How to Knit into Back Loops from Cast on Edge
This video shows you how to pick up the back loops from the cast-on edge and knit it together with the next stitch to create a hem or a billowy bulge.
It’s a great technique, that is nice and neat and looks great. It also saves sewing the rows together at the end. But more importantly for the bottom of a tea cosy, it means that the hem is stretchy, and you need the bottom of your tea cosy to be stretchy so it can stretch over the teapot.
Marking Along a Row
Sometimes in TeaCosyFolk knitting patterns you are asked to mark along a row. This is usually because you are going to be asked to knit into the back of each stitch at a later date.

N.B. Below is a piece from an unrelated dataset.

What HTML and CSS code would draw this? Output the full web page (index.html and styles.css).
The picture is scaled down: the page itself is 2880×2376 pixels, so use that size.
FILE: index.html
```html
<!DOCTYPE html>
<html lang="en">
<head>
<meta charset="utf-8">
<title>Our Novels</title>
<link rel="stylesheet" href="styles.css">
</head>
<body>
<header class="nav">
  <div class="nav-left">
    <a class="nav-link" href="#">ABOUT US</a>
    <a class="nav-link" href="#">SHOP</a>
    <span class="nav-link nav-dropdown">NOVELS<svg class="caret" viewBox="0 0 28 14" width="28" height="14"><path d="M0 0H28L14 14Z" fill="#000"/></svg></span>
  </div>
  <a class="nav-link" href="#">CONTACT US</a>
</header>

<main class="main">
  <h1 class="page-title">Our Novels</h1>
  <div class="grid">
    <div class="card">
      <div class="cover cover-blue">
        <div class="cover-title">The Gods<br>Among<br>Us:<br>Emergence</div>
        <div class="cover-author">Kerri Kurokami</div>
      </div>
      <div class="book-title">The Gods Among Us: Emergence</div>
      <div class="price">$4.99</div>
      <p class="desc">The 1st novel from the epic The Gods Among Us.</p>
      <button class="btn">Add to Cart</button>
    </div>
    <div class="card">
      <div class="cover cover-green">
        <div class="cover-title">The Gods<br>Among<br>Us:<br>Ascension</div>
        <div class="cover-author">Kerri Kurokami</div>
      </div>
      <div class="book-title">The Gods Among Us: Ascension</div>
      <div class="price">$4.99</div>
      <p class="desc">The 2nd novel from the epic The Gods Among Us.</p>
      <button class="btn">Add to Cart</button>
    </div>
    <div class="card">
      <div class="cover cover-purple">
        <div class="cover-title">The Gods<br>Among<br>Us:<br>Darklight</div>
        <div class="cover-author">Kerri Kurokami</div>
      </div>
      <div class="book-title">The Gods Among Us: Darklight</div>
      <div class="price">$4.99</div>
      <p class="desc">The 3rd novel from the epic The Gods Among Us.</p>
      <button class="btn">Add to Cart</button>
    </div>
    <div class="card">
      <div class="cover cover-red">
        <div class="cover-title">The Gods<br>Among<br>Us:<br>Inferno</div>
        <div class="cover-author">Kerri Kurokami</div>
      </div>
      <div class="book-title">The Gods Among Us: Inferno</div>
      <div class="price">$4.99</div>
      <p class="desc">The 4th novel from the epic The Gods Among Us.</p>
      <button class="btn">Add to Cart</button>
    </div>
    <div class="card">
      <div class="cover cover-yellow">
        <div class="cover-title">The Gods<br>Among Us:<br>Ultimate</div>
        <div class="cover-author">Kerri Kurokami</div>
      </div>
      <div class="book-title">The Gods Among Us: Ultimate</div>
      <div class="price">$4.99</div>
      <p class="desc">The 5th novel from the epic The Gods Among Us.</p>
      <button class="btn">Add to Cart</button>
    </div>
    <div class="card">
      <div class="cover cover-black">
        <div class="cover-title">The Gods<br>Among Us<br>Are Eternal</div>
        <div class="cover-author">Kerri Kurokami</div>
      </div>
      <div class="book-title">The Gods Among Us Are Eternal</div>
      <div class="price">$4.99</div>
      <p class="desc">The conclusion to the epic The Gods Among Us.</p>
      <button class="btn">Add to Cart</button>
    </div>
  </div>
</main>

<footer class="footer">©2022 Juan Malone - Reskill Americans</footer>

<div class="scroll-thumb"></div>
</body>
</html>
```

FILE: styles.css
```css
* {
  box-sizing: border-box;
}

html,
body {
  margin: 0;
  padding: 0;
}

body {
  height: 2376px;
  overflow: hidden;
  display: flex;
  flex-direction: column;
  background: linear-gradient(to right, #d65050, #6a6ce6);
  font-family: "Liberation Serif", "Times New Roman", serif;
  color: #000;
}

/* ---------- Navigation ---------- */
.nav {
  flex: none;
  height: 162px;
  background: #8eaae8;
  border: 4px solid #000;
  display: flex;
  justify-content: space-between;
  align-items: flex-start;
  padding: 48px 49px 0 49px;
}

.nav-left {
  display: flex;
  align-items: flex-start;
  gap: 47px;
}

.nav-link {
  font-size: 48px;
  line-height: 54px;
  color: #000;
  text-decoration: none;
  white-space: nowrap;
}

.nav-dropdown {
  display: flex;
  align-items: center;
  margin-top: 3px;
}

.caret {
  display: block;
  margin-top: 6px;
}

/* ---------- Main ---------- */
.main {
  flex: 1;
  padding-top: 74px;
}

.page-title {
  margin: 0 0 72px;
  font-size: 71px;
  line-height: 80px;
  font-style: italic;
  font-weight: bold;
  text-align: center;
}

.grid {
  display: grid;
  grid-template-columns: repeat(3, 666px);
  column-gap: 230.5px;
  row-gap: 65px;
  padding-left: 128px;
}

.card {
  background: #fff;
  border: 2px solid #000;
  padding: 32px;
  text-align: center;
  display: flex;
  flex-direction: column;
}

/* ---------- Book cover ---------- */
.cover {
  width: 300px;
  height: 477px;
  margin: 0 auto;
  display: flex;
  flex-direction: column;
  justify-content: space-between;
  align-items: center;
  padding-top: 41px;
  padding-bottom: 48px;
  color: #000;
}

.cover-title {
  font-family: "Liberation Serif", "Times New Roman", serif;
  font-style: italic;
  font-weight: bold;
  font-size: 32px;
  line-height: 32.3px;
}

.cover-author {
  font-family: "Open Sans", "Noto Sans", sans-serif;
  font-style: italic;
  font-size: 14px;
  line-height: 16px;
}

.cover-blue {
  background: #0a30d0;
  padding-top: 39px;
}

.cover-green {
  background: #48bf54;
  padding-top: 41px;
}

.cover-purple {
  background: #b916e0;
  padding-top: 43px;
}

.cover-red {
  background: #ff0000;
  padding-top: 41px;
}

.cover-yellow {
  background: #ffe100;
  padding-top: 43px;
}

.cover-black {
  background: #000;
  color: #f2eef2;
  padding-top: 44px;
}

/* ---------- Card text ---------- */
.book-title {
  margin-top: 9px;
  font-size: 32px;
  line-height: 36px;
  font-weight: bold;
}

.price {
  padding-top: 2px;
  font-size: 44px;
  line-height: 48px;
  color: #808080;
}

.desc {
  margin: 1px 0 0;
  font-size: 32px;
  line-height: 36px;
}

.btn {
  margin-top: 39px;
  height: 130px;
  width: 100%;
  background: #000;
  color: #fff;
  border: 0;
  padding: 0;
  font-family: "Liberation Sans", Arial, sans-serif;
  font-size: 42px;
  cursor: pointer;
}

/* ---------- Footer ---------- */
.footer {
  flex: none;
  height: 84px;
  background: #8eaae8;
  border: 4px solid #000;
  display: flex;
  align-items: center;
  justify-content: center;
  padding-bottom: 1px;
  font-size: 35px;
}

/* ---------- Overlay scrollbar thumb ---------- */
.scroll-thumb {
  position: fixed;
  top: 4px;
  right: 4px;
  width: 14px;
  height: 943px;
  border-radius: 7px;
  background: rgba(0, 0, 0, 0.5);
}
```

To mark along a row you need a length of contrasting scrap yarn that you weave in and out of the working yarn as you knit the next row. You need a contrasting yarn so that you can see it clearly.

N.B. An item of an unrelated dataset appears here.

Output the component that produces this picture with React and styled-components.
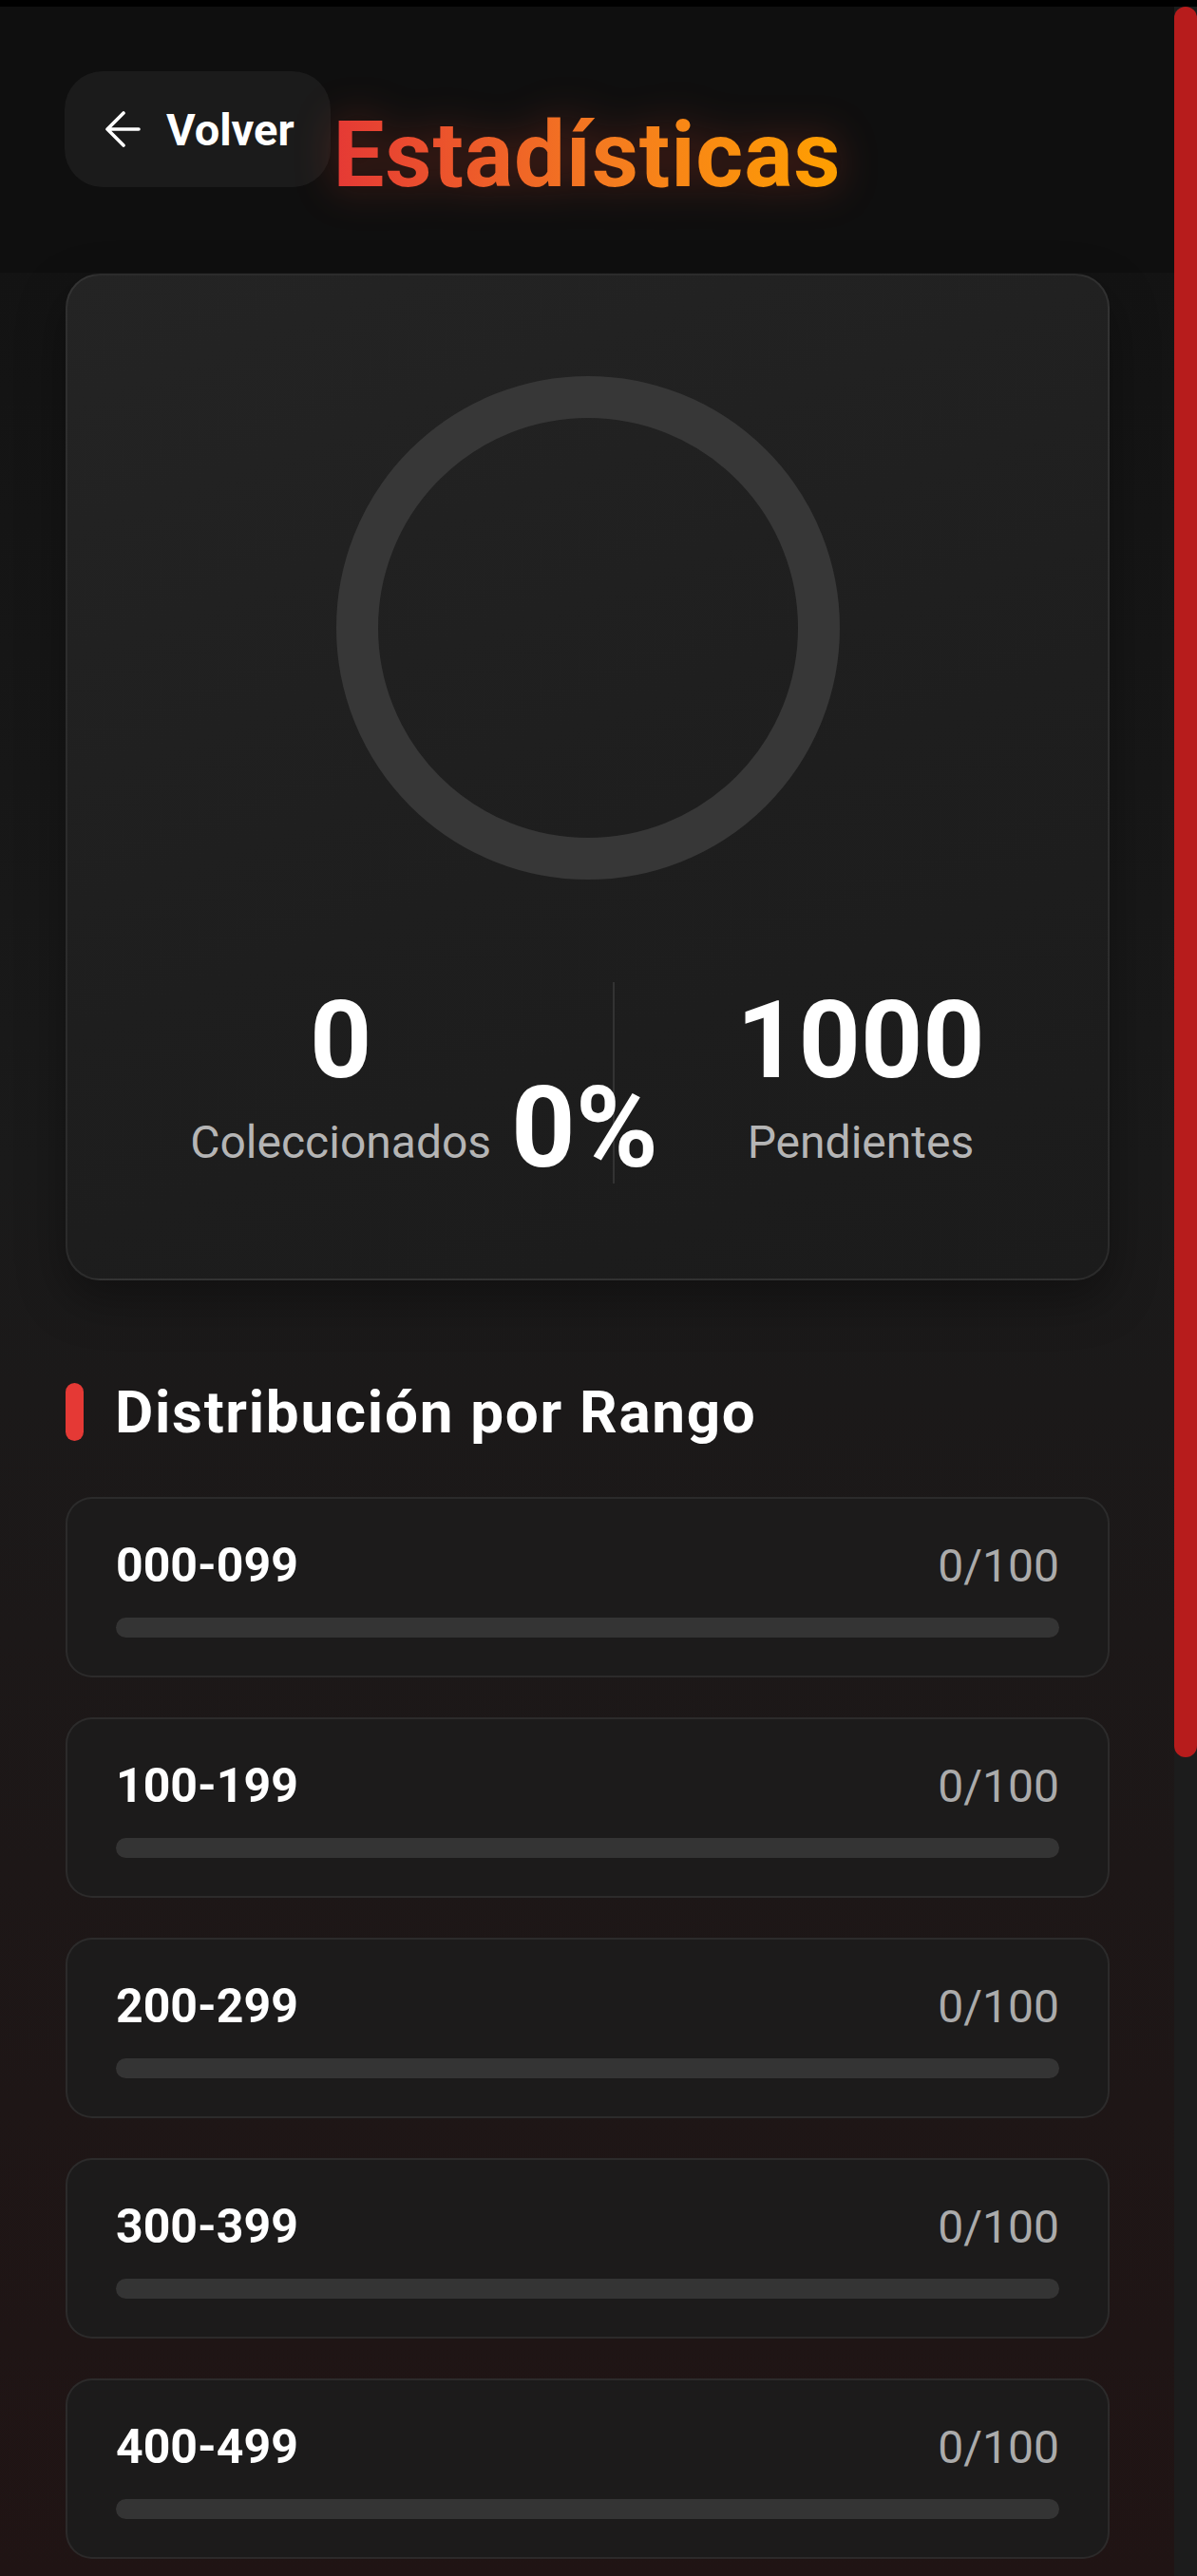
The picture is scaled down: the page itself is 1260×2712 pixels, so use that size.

The great thing about marking a row like this is that when you have to remove it, just pull one end and the scrap pulls out easily.
Watch the video and see how I mark a row.
Pins and Pegs
However, with a knitting magazine, I received a free gift of 'No Pin, Sewing Clips'. They are little peg like things that you can use to hold two pieces of knitting together with. Now I know you're perhaps thinking that you can achieve this with pins, and that the pegs are a gimmick. And before using them I would have thought the same; but now I find that I do reach for the pegs as often as the pins. In fact, if I am sewing two flat pieces together, I peg them and if I'm sewing something stuffed to another stuffed thing or the main cosy; I use pins.

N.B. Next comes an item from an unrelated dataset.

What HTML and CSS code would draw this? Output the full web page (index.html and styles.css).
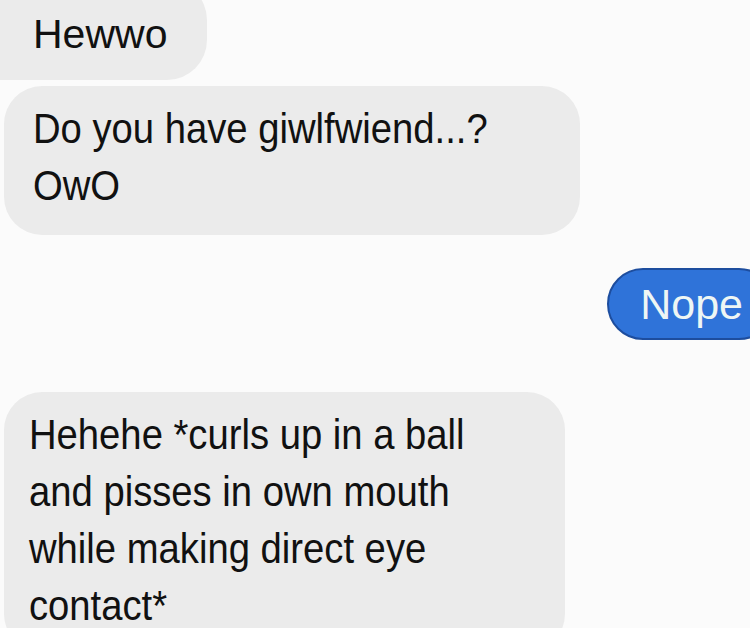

I find that the pegs hold things just where I want them, it's like its being held by another finger and thumb. There is no chance of the knitting slipping or of the peg wriggling free.
I'm a convert! If you get an opportunity, try them and you'll see what I mean.
Vintage Tea Cosy Stitch
This is a help video for the vintage tea cosy stitch. This stitch is used on the Crinoline Lady tea cosy and the Virgin Queen tea cosy.
It's an easy stitch once you get your head around how to make it billow out.
Working From The Inside
If I’m sewing directly on to the main cosy part, lets say I’m sewing on someone’s arms for example, I pin the arms in place whilst the tea cosy is on the teapot. When I’m happy with how it looks, I add a few more pins to secure it in place.
Then I remove the tea cosy from the teapot and sew the arm to the main cosy from inside the main cosy. It’s great because you can only see the stitches from the inside of the cosy. If you use the same colour yarn as the main cosy itself, you can’t even see the stitches from the cosy inside.
You can’t always use this technique, but sometimes it’s a great trick to use and it gives neat results. It's great for when you want to attach things and you want them to keep their shape and look prominent.